Corte di Cassazione, Sezione Lavoro, ordinanza n. 11999 del 16 maggio 2018

Sonia Gallozzi, Consulente giuslavorista della Sede nazionale

La pronuncia in commento affronta il caso di un licenziamento disciplinare ordinato nei confronti di un lavoratore che aveva leso la riservatezza del suo superiore registrando occultamente una conversazione telefonica tra questi ed un altro dipendente oltre che una riunione aziendale, utilizzandone il contenuto al fine di sporgere querela contro il superiore.

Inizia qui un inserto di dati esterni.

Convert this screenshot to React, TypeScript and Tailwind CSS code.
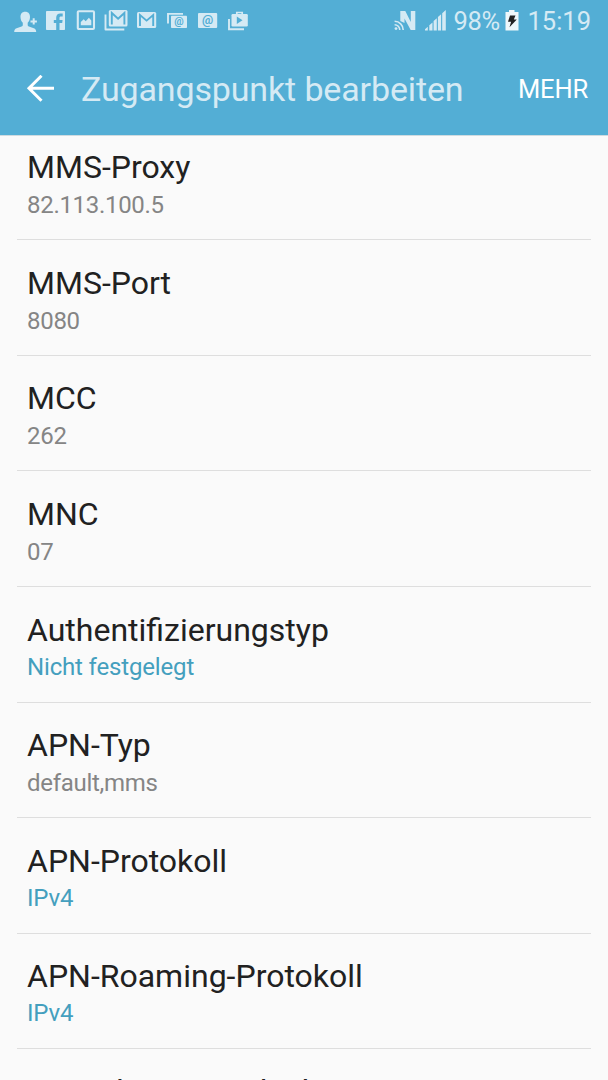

La Cassazione ha confermato la decisione della Corte d’appello dell’Aquila che, a sua volta, aveva convalidato la decisione di primo grado sulla piena legittimità del licenziamento, avendo il Tribunale ritenuto la condotta del dipendente non solo lesiva dei doveri di fedeltà e dei principi generali di correttezza e buona fede nei confronti del datore di lavoro, ma anche violativa del diritto di riservatezza dei colleghi.
Più volte i Giudici di legittimità si sono pronunciati in tema di diritto alla riservatezza e del licenziamento intimato per tale lesione, cercando un bilanciamento tra il diritto di difesa in giudizio e il diritto alla riservatezza, entrambi di matrice costituzionale, tant’è che sul punto si è consolidato l’orientamento secondo cui la produzione in un giudizio intentato nei confronti del datore di lavoro di copia di atti aziendali che riguardino direttamente la posizione lavorativa del lavoratore, non fa venir meno i doveri di fedeltà del dipendente, di cui all’art. 2105 c. c., tenuto conto che l’esatta applicazione della normativa processuale in materia è idonea a impedire una vera e propria divulgazione della documentazione aziendale (ex multiis Cass. n. 6501/2013).
Ciò che occorre tuttavia valutare è la legittimità delle modalità di apprensione ed impossessamento dei documenti portati in giudizio, atteso che tali modalità potrebbero di per sé concretare ipotesi delittuose o, comunque, integrare giusta causa di licenziamento.
A tal proposito, dunque, ciò che rileva è il modo in cui le informazioni prodotte davanti ai giudici sono state acquisite: se tali informazioni sono state assunte registrando conversazioni all’insaputa dei conversanti ci si trova al cospetto di una lesione degli standards di comportamento imposti dal dovere di fedeltà di cui all’art. 2105 c.c. e, dunque, di una condotta che compromette irreparabilmente il rapporto fiduciario tra datore di lavoro e lavoratore.
La Suprema Corte, con la sentenza in esame, confermando detto orientamento, ha ribadito, negli stessi termini, che la registrazione di conversazioni tra presenti all’insaputa dei conversanti configura una grave violazione del diritto alla riservatezza, costituendo pertanto un motivo valido per licenziare il dipendente che ha proceduto subdolamente a tale registrazione (Cfr. Cass. n. 26143/2013, Cass. n. 16629/2016).
Tuttavia occorre segnalare, come tale orientamento non sia affatto pacifico nella giurisprudenza di legittimità. A tal proposito, infatti, si ricorda il recente precedente della medesima Sezione Lavoro, rappresentato dall’ordinanza n. 11322 del 10 Maggio 2018, con la quale è stata ritenuto illegittimo il licenziamento disciplinare del dipendente che, all’insaputa dei colleghi, ha effettuato delle registrazioni, anche video, delle conversazioni dagli stessi effettuate in orario di lavoro e sul posto di lavoro.
In particolare, nella richiamata ordinanza, la Suprema Corte spiega che tale condotta risulta legittima quando non esula dalle finalità perseguite dal dipendente, vale a dire il legittimo esercizio di un diritto, qual è quello previsto dall’art. 24 co. 1 lett. f) del D.Lgs. 196/03, ed ossia il diritto di difesa in sede giudiziaria.
In conclusione, stante l’esistenza di orientamenti giurisprudenziali diametralmente opposti, risulterà dirimente l’auspicabile ulteriore intervento delle Sezioni Unite, al fine di chiarire definitivamente l’effettiva portata delle registrazioni occulte, la loro legittimità e l’utilizzabilità delle stesse nell’ambito dei procedimenti giudiziari.